Out of the first group of 30 dogs, only four managed to detonate their bombs near the German tanks, inflicting an unknown amount of damage. Six exploded upon returning to the Soviet trenches, killing and injuring soldiers.

and later...

Another serious training mistake was revealed later; the Soviets used their own diesel-engine tanks to train the dogs rather than German tanks which had gasoline engines. As the dogs relied on their acute sense of smell, the dogs sought out familiar Soviet tanks instead of strange-smelling German tanks.


This is one of those were reality defeats fantasy. Bat bombs sound a lot more like an orcish weapon than a real thing.


These were featured in a great series of books about bats by Canadian author Kenneth Opel called Silverwing [0]. Many fond memories of reading this book as a kid.

[0] http://en.m.wikipedia.org/wiki/Silverwing_(novel)

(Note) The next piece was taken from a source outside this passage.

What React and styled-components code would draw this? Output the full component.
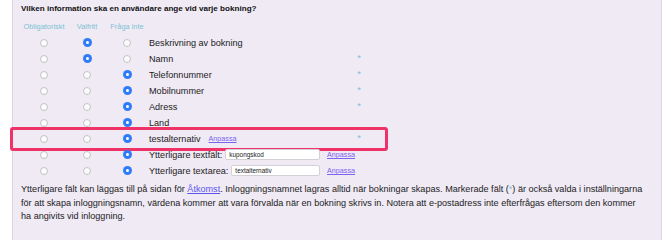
import React from 'react';
import styled, { createGlobalStyle } from 'styled-components';

const GlobalStyle = createGlobalStyle`
  html, body {
    margin: 0;
    padding: 0;
    background: #ffffff;
    overflow: hidden;
  }
  body {
    font-family: "Liberation Sans", Arial, Helvetica, sans-serif;
    color: #1f1f1f;
  }
`;

const Page = styled.div`
  padding-left: 12px;
  width: 650px;
`;

const Panel = styled.div`
  background: #f0eaf5;
  border-left: 1px solid #dcd5e2;
  border-right: 1px solid #dcd5e2;
  padding: 2px 9px 0 8px;
  min-height: 240px;
  box-sizing: border-box;
`;

const Heading = styled.div`
  font-size: 8.1px;
  font-weight: bold;
  line-height: 14px;
  color: #111;
  margin-bottom: 1.7px;
`;

const Row = styled.div`
  position: relative;
  display: grid;
  grid-template-columns: 46px 40px 40px 208px 8px;
  align-items: center;
  height: ${p => (p.$head ? '17px' : '16px')};

  ${p => p.$highlight && `
    &::after {
      content: '';
      position: absolute;
      left: -11px;
      width: 378px;
      top: -4px;
      bottom: -4px;
      border: 3px solid #ef3268;
      border-radius: 3px;
      box-sizing: border-box;
      pointer-events: none;
    }
  `}
`;

const HeadCell = styled.div`
  font-size: 7.4px;
  color: #7cc2d3;
  text-align: center;
  white-space: nowrap;
`;

const RadioCell = styled.div`
  display: flex;
  justify-content: center;
  align-items: center;
`;

const Radio = styled.span`
  position: relative;
  box-sizing: border-box;
  border-radius: 50%;
  width: ${p => (p.$checked ? '9px' : '8px')};
  height: ${p => (p.$checked ? '9px' : '8px')};
  background: ${p => (p.$checked ? '#2f7cf6' : '#fbfbfc')};
  border: ${p => (p.$checked ? 'none' : '1px solid #c3c1c6')};

  ${p => p.$checked && `
    &::after {
      content: '';
      position: absolute;
      left: 3px;
      top: 3px;
      width: 3px;
      height: 3px;
      border-radius: 50%;
      background: #ffffff;
    }
  `}
`;

const LabelCell = styled.div`
  display: flex;
  align-items: center;
  padding-left: 2px;
  font-size: 9.1px;
  color: #222;
  white-space: nowrap;
`;

const FieldInput = styled.span`
  display: inline-flex;
  align-items: center;
  box-sizing: border-box;
  width: ${p => p.$width}px;
  height: 11px;
  margin-left: 3px;
  padding-left: 3px;
  background: #ffffff;
  border: 1px solid #d4d0d8;
  border-radius: 2px;
  font-size: 6.4px;
  color: #222;
`;

const Customize = styled.a`
  font-size: 7.2px;
  color: #7b63f2;
  text-decoration: underline;
  margin-left: ${p => p.$gap}px;
  cursor: pointer;
`;

const Star = styled.div`
  font-size: 9.5px;
  color: #7fc4d4;
  text-align: center;
  line-height: 16px;
  transform: translateY(-1px);
`;

const Note = styled.p`
  margin: 4.5px 0 0;
  width: 624px;
  font-size: 9.1px;
  line-height: 13.5px;
  color: #222;
`;

const NoteLink = styled.a`
  color: #5b55ee;
  text-decoration: underline;
`;

const NoteStar = styled.span`
  color: #7fc4d4;
`;

const rows = [
  { label: 'Beskrivning av bokning', choice: 1 },
  { label: 'Namn', choice: 1, star: true },
  { label: 'Telefonnummer', choice: 2, star: true },
  { label: 'Mobilnummer', choice: 2, star: true },
  { label: 'Adress', choice: 2, star: true },
  { label: 'Land', choice: 2 },
  { label: 'testalternativ', choice: 2, star: true, custom: true, highlight: true },
  { label: 'Ytterligare textfält:', choice: 2, input: 'kupongskod', inputWidth: 111 },
  { label: 'Ytterligare textarea:', choice: 2, input: 'textalternativ', inputWidth: 111 },
];

const App = () => {
  return (
    <>
      <GlobalStyle />
      <Page>
        <Panel>
          <Heading>Vilken information ska en användare ange vid varje bokning?</Heading>
          <Row $head>
            <HeadCell>Obligatoriskt</HeadCell>
            <HeadCell>Valfritt</HeadCell>
            <HeadCell>Fråga inte</HeadCell>
          </Row>
          {rows.map((row) => (
            <Row key={row.label} $highlight={row.highlight}>
              {[0, 1, 2].map((i) => (
                <RadioCell key={i}>
                  <Radio $checked={row.choice === i} />
                </RadioCell>
              ))}
              <LabelCell>
                {row.label}
                {row.custom && <Customize $gap={8}>Anpassa</Customize>}
                {row.input && (
                  <>
                    <FieldInput $width={row.inputWidth}>{row.input}</FieldInput>
                    <Customize $gap={7}>Anpassa</Customize>
                  </>
                )}
              </LabelCell>
              <Star>{row.star ? '*' : ''}</Star>
            </Row>
          ))}
          <Note>
            Ytterligare fält kan läggas till på sidan för <NoteLink>Åtkomst</NoteLink>. Inloggningsnamnet
            lagras alltid när bokningar skapas. Markerade fält (<NoteStar>*</NoteStar>) är också valda i
            inställningarna för att skapa inloggningsnamn, värdena kommer att vara förvalda när en bokning
            skrivs in. Notera att e-postadress inte efterfrågas eftersom den kommer ha angivits vid inloggning.
          </Note>
        </Panel>
      </Page>
    </>
  );
};

export default App;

From the original article:

The book Sunwing written by Kenneth Oppel was inspired by this plan.


I inspired this article creation - it fell into the "exploding animals" category, mainly because I originally wrote the exploding whale article on Wikipedia.



"Think of thousands of fires breaking out simultaneously over a circle of forty miles in diameter for every bomb dropped. Japan could have been devastated, yet with small loss of life." - Dr. Lytle S. Adams

I guess Dr. Adams wasn't counting the actual bats here.


I have a feeling Alfred Hitchcock would've had a field day with this one...


This weapon seems to mainly target civians and therefore should not be.